Aside from the quality issues that others have already mentioned, I think that simply gaining traction for a new search engine is incredibly difficult - people typically use whatever is the default in their browser, or/and Google/Baidu/Yandex (which are surely the best known in their respective regions).

Consider DuckDuckGo, which sells itself on privacy, but after more than a decade has only 0.18% market share. Without the power to make it the default in an OS or browser, you'd have to have a really strong value proposition to convince people to switch.
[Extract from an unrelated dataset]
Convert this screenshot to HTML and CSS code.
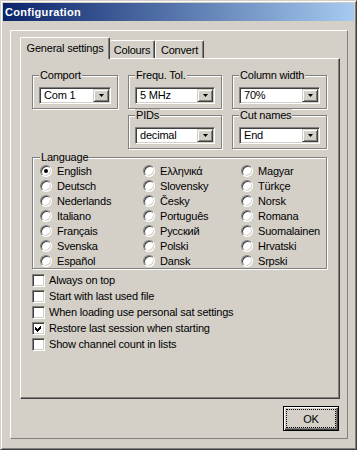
FILE: index.html
```html
<!DOCTYPE html>
<html>
<head>
<meta charset="utf-8">
<link rel="stylesheet" href="styles.css">
</head>
<body>
<div class="window">
  <div class="titlebar">Configuration</div>
  <div class="frame">
    <div class="tabs">
      <div class="tab selected t-general">General settings</div>
      <div class="tab t-colours">Colours</div>
      <div class="tab t-convert">Convert</div>
    </div>
    <div class="page">
      <div class="topgrid">
        <fieldset class="group g-comport">
          <legend>Comport</legend>
          <div class="combo"><span class="combo-text">Com 1</span><span class="drop"><svg width="5" height="3" viewBox="0 0 5 3"><polygon points="0,0 5,0 2.5,3" fill="#000"/></svg></span></div>
        </fieldset>
        <fieldset class="group g-frequ">
          <legend>Frequ. Tol.</legend>
          <div class="combo"><span class="combo-text">5 MHz</span><span class="drop"><svg width="5" height="3" viewBox="0 0 5 3"><polygon points="0,0 5,0 2.5,3" fill="#000"/></svg></span></div>
        </fieldset>
        <fieldset class="group g-colw">
          <legend>Column width</legend>
          <div class="combo"><span class="combo-text">70%</span><span class="drop"><svg width="5" height="3" viewBox="0 0 5 3"><polygon points="0,0 5,0 2.5,3" fill="#000"/></svg></span></div>
        </fieldset>
        <fieldset class="group g-pids">
          <legend>PIDs</legend>
          <div class="combo"><span class="combo-text">decimal</span><span class="drop"><svg width="5" height="3" viewBox="0 0 5 3"><polygon points="0,0 5,0 2.5,3" fill="#000"/></svg></span></div>
        </fieldset>
        <fieldset class="group g-cut">
          <legend>Cut names</legend>
          <div class="combo"><span class="combo-text">End</span><span class="drop"><svg width="5" height="3" viewBox="0 0 5 3"><polygon points="0,0 5,0 2.5,3" fill="#000"/></svg></span></div>
        </fieldset>
      </div>
      <fieldset class="group lang">
        <legend>Language</legend>
        <div class="radios">
          <label class="opt"><span class="radio checked"></span>English</label>
          <label class="opt"><span class="radio"></span>Ελληνικά</label>
          <label class="opt"><span class="radio"></span>Magyar</label>
          <label class="opt"><span class="radio"></span>Deutsch</label>
          <label class="opt"><span class="radio"></span>Slovensky</label>
          <label class="opt"><span class="radio"></span>Türkçe</label>
          <label class="opt"><span class="radio"></span>Nederlands</label>
          <label class="opt"><span class="radio"></span>Česky</label>
          <label class="opt"><span class="radio"></span>Norsk</label>
          <label class="opt"><span class="radio"></span>Italiano</label>
          <label class="opt"><span class="radio"></span>Português</label>
          <label class="opt"><span class="radio"></span>Romana</label>
          <label class="opt"><span class="radio"></span>Français</label>
          <label class="opt"><span class="radio"></span>Русский</label>
          <label class="opt"><span class="radio"></span>Suomalainen</label>
          <label class="opt"><span class="radio"></span>Svenska</label>
          <label class="opt"><span class="radio"></span>Polski</label>
          <label class="opt"><span class="radio"></span>Hrvatski</label>
          <label class="opt"><span class="radio"></span>Español</label>
          <label class="opt"><span class="radio"></span>Dansk</label>
          <label class="opt"><span class="radio"></span>Srpski</label>
        </div>
      </fieldset>
      <div class="checks">
        <label class="chk"><span class="box"></span>Always on top</label>
        <label class="chk"><span class="box"></span>Start with last used file</label>
        <label class="chk"><span class="box"></span>When loading use personal sat settings</label>
        <label class="chk"><span class="box"><svg width="9" height="9" viewBox="0 0 9 9" shape-rendering="crispEdges"><polygon points="1,3 3,5 7,1 7,4 3,8 1,6" fill="#000"/></svg></span>Restore last session when starting</label>
        <label class="chk"><span class="box"></span>Show channel count in lists</label>
      </div>
    </div>
    <div class="buttons">
      <div class="btn"><div class="btn-focus">OK</div></div>
    </div>
  </div>
</div>
</body>
</html>
```

FILE: styles.css
```css
html, body {
  margin: 0;
  padding: 0;
  background: #d4d0c8;
}
body {
  font-family: "Liberation Sans", Arial, sans-serif;
  font-size: 11px;
  letter-spacing: -0.2px;
  color: #000;
}
.window {
  box-sizing: border-box;
  width: 357px;
  height: 450px;
  border: 1px solid;
  border-color: #d4d0c8 #404040 #404040 #d4d0c8;
  box-shadow: inset 1px 1px #fff, inset -1px -1px #808080;
  padding: 2px;
  display: flex;
  flex-direction: column;
  background: #d4d0c8;
}
.titlebar {
  height: 18px;
  flex: none;
  display: flex;
  align-items: center;
  padding-left: 2px;
  background: linear-gradient(to right, #0a246a, #a6caf0);
  color: #fff;
  font-weight: bold;
  font-size: 11px;
  letter-spacing: 0.3px;
}
.frame {
  box-sizing: border-box;
  height: 409px;
  margin: 9px 6px 8px 7px;
  border: 1px solid;
  border-color: #fff #808080 #808080 #fff;
  padding: 6px 7px 7px 9px;
  display: flex;
  flex-direction: column;
}
.tabs {
  height: 21px;
  display: flex;
  align-items: flex-end;
  flex: none;
}
.tab {
  box-sizing: border-box;
  height: 18px;
  border-top: 1px solid #fff;
  border-left: 1px solid #fff;
  border-right: 1px solid #404040;
  box-shadow: inset -1px 0 #808080;
  border-radius: 2px 2px 0 0;
  display: flex;
  align-items: center;
  justify-content: center;
  background: #d4d0c8;
}
.tab.selected {
  height: 22px;
  margin-bottom: -1px;
  position: relative;
  z-index: 1;
  padding-bottom: 1px;
}
.t-general { width: 90px; }
.t-colours { width: 45px; border-left: none; }
.t-convert { width: 49px; }
.page {
  box-sizing: border-box;
  height: 341px;
  flex: none;
  border-top: 1px solid #fff;
  border-left: 1px solid #fff;
  border-right: 1px solid #404040;
  border-bottom: 1px solid #404040;
  box-shadow: inset -1px -1px #808080;
  padding: 10px 0 0 11px;
}
.topgrid {
  display: grid;
  grid-template-columns: 86px 94px 95px;
  grid-template-rows: 40px 40px;
  column-gap: 10px;
}
.g-comport { grid-column: 1; grid-row: 1; }
.g-frequ { grid-column: 2; grid-row: 1; }
.g-colw { grid-column: 3; grid-row: 1; }
.g-pids { grid-column: 2; grid-row: 2; }
.g-cut { grid-column: 3; grid-row: 2; }
.group {
  margin: 0;
  min-width: 0;
  border: 1px solid #808080;
  box-shadow: inset 1px 1px #fff, 1px 1px #fff;
  padding: 6px 6px 2px 6px;
}
.group legend {
  padding: 0 1px;
  line-height: 12px;
  background: #d4d0c8;
}
.combo {
  box-sizing: border-box;
  height: 17px;
  border: 1px solid;
  border-color: #808080 #fff #fff #808080;
  box-shadow: inset 1px 1px #404040, inset -1px -1px #d4d0c8;
  padding: 1px;
  background: #fff;
  display: flex;
}
.combo-text {
  flex: 1;
  padding-left: 3px;
  line-height: 13px;
}
.drop {
  box-sizing: border-box;
  width: 16px;
  height: 13px;
  border: 1px solid;
  border-color: #d4d0c8 #404040 #404040 #d4d0c8;
  box-shadow: inset 1px 1px #fff, inset -1px -1px #808080;
  background: #d4d0c8;
  display: flex;
  align-items: center;
  justify-content: center;
}
.drop svg { display: block; }
.lang {
  margin-top: 2px;
  width: 295px;
  box-sizing: border-box;
  padding: 0 0 0 7px;
}
.radios {
  display: grid;
  grid-template-columns: 103px 98px 1fr;
  grid-auto-rows: 15px;
}
.opt {
  display: flex;
  align-items: center;
  gap: 5px;
  white-space: nowrap;
}
.radio {
  box-sizing: border-box;
  width: 12px;
  height: 12px;
  border-radius: 50%;
  border: 1px solid;
  border-color: #808080 #fff #fff #808080;
  box-shadow: inset 1px 1px #404040, inset -1px -1px #d4d0c8;
  background: #fff;
  flex: none;
  display: flex;
  align-items: center;
  justify-content: center;
}
.radio.checked::after {
  content: "";
  width: 4px;
  height: 4px;
  border-radius: 50%;
  background: #000;
}
.checks {
  margin-top: 3px;
  display: flex;
  flex-direction: column;
}
.chk {
  height: 16px;
  display: flex;
  align-items: center;
  gap: 4px;
  white-space: nowrap;
}
.box {
  box-sizing: border-box;
  width: 13px;
  height: 13px;
  border: 1px solid;
  border-color: #808080 #fff #fff #808080;
  box-shadow: inset 1px 1px #404040, inset -1px -1px #d4d0c8;
  padding: 1px;
  background: #fff;
  flex: none;
}
.box svg { display: block; }
.buttons {
  margin-top: 7px;
  display: flex;
  justify-content: flex-end;
  padding-right: 1px;
}
.btn {
  box-sizing: border-box;
  width: 56px;
  height: 25px;
  border: 1px solid #000;
  box-shadow: inset 1px 1px #fff, inset -1px -1px #404040, inset -2px -2px #808080;
  padding: 2px;
  display: flex;
}
.btn-focus {
  flex: 1;
  border: 1px dotted #000;
  display: flex;
  align-items: center;
  justify-content: center;
}
```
I don't think this is correct. For years, the #3 search query on Bing in the US was "Google", and globally it used to be a double-digit percentage of all Bing queries. That suggests to me that people with a default Bing search engine had learned in droves to click their way to the preferred engine regardless of what the default was, and did so without being technically skilled enough to change the default once and for all. I don't know how large a group the latter is, but it seems hard to argue that the two together are small.


> Why aren't all the big companies Doing Search?

They are.


> 1) a record of searches and user clicks for the past 20 years

If a government was serious about getting more players in the search industry, they would force Google (and all other players) to make this data public.

Simply say "All user-behaviour data used to improve the service must be freely published".

Make the law apply to any web service with more than 20 million users globally so small businesses aren't burdened.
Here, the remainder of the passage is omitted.